Did you know that Peru had Africans? If you’ve heard (of) Susana Baca, then you did; or should, anyway. They’ve been there since the early days of Spanish colonialism, though never in huge numbers, apparently. Still it doesn’t exactly fit the image of an Andean nation with an Amerindian culture defined by its high degree of advancement and largely unassimilated entrance into the modern age. That’s the point, that the races in Peru never really mixed, natives confined to the Cordillera, and whites content to stay along the coasts where they—and their African slaves—landed.
The Africans were apparently even known and rated by their points of origin, something
I’m not familiar with elsewhere, a sort of kinky racism that frankly doesn’t surprise me about Peru, whose coastal whites still consider themselves European and whose Lima-based females are in the forefront of a modern global feminine Diaspora from the Third World to the First, artificial selection based on race and class and looks and bucks, mitochondrial DNA writing the history books. Those geographical racial vestiges are apparently confirmed by the modern-day presence on the northern coast of (Malagasy/Madagascar) Malgaches, from a country itself not even African in any real sense, recent admixtures on to an immigrant Asian base, and whose languages are all Austronesian.

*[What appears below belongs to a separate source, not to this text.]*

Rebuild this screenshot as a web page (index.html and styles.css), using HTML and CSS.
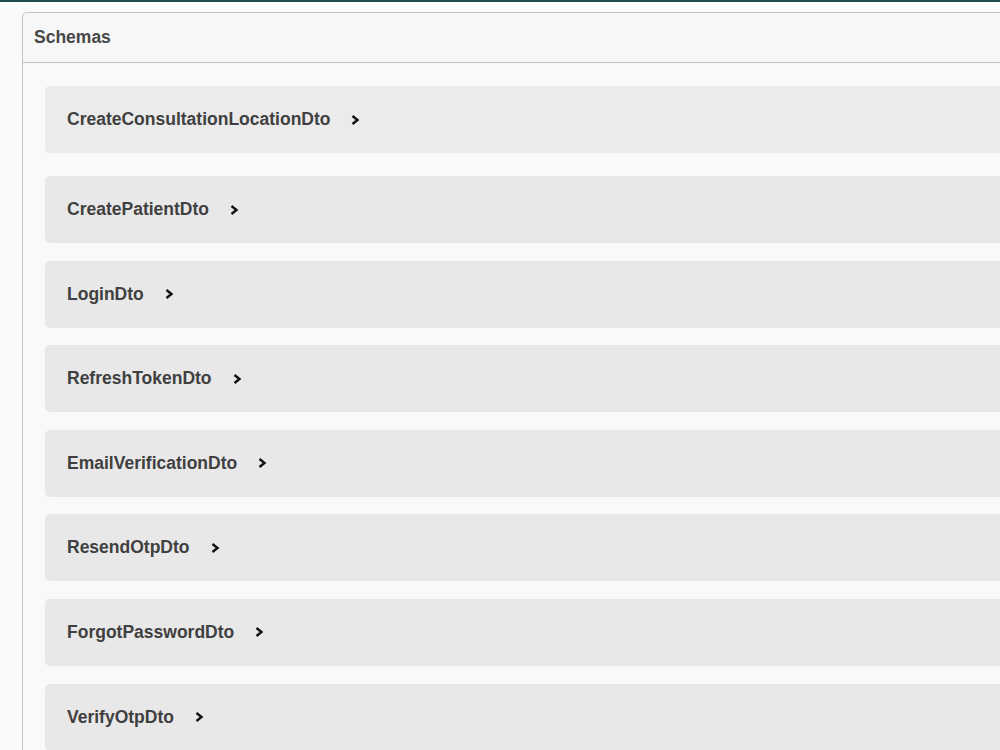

At least Afro-Peruvians are finally getting some recognition. They even got an apology from the Peruvian government not long ago for harsh treatment suffered in the past. You don’t see that every day. Much of that recognition has come from increasing international acclaim for the African-based musical heritage, and if Susana Baca makes her contributions mostly in a traditionally European ballad format, then others, including Novalima, stay close to African roots. I’ve often speculated on just what those roots were like, and I think these guys, and others like Toto la Momposina in Colombia , are pretty close. Unlike ‘Afro-Cuban’, for instance, the Peruvians never got so inter-mixed with other forms, so offer a glimpse into the past. Peru is good at that.
Novalima looks like the hot ticket for world music this weekend in LA, a live Grand Performance at the water park downtown Saturday at 8 with Palenke Soultribe, an LA-based group of Colombian fusionistas with modern rap and electronic influences. Other good bets are the Meters (‘Experience’ of Leo Nocentelli) at Hollywood/Highland next Tuesday and Garifuna Collective next Thursday at LA’s MacArthur Park . Then there’s ‘Songs in the Key of LA,’ tonight’s (Friday) Grand Performance downtown, library sheet-music archives reworked to modern specs, led by none other than Ozomatli.

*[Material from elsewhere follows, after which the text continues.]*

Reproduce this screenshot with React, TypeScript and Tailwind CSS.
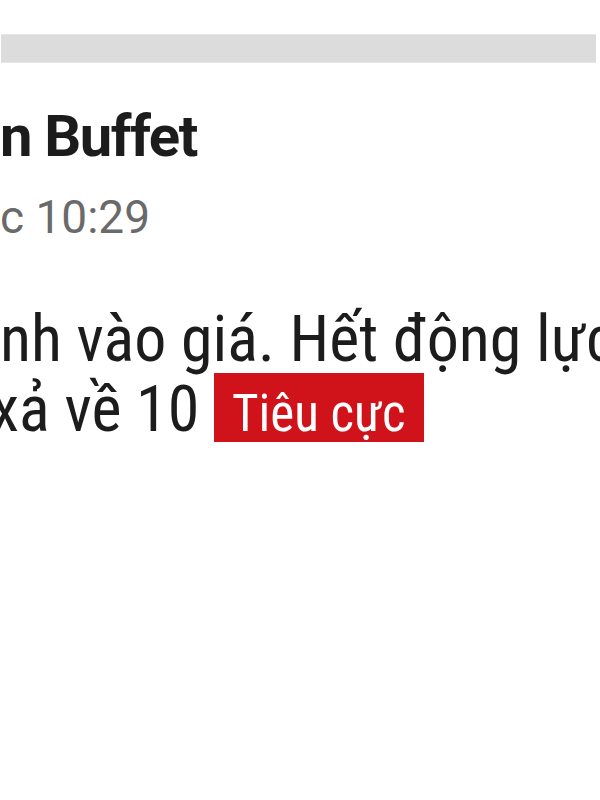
export default function App() {
  return (
    <div className="w-[600px] h-[800px] bg-white overflow-hidden font-['Roboto',sans-serif]">
      <div className="pt-[34px]">
        <div className="ml-[1px] w-[595px] h-[29px] bg-[#dcdcdc] border-y border-[#e6e6e6]" />
      </div>
      <div className="mt-[41px] whitespace-nowrap text-[58px] leading-[64px] font-bold tracking-[-1.4px] text-[#1c1c1c]">
        n Buffet
      </div>
      <div className="mt-[23px] whitespace-nowrap text-[46px] leading-[52px] text-[#6a6a6a]">c 10:29</div>
      <div className="mt-[63px] whitespace-nowrap font-['Roboto_Condensed',sans-serif] text-[64px] leading-[67px] text-[#1c1c1c]">
        <div>nh vào giá. Hết động lực</div>
        <div className="-ml-[9px]">
          xả về 10{' '}
          <span className="inline-block bg-[#d0121a] text-[51px] text-white leading-[51px] pt-[15px] pb-[3px] px-[18px]">
            Tiêu cực
          </span>
        </div>
      </div>
    </div>
  );
}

Now I hate to contribute to LA’s love affair with itself, but this sounds pretty good, if for no other reason than the musicians involved, mostly Latino and including I See Hawks in LA, one of the few bright spots on LA’s long-moribund prog-country scene. I may just step out to get a copy of LA Weekly this evening and accidentally stumble on to the Red Line heading downtown, proceed to coincidentally get off at Pershing Square for a tourist pose at the Angels Flight funicular railway, then just happen to wander up the hill to the Water Court around 8pm as Ozo kicks out the jams. Yeah, that would be the perfect happy accident for the evening. I need to get out more.